In the past few years, Canadian immigrants have been obtaining permanent residence by working and studying in the country.
An immigration surveillance report by Statistics Canada indicated that the number of temporary foreign workers and students has significantly increased between 2000 and 2018. More than 50% of immigrants who got permanent residence through the economic-class pathway were temporary foreign employees in 2018 compared to only 12% in the wake of the new millennium.
To achieve the goals of its foreign-worker immigration system, the Provincial Nominee Program (PNP) was established in 1996 to allow Provinces and other territories to offer invitations to eligible candidates, based on their economic needs. In 2009, the Canadian Experienced Class (CEC) was introduced and admitted 20% of the economic-class immigration in 2018. While the Federal Skilled Worker Program (FSWP) accounted for 25%, PNPs had the largest share, resulting in a 46% share.
Statistics Canada released the data as the second report in a series of researches. StatsCan conducts these surveys in conjunction with the Immigration, Refugees, and Citizenship Canada (IRCC). The primary reason for organizing the studies is to assess how temporary foreign workers have revamped the activities in the country’s job market. Only three surveys have been conducted thus far.

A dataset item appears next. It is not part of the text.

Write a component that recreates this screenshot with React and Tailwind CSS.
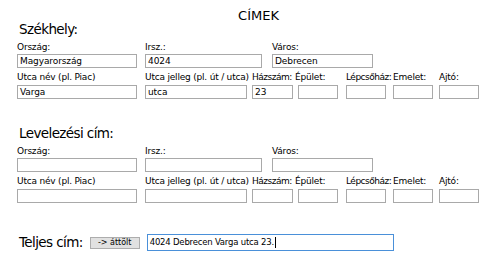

Obtaining permanent residence in the country follows a “two-step” program. That’s because a candidate needs to first arrive and live in the country on a temporary basis. The potential employers examine the applicant’s profile in Canada before approval by the immigration authority. They [immigrants] can then apply for immigration according to the criteria laid out by the federal and provincial immigration policies.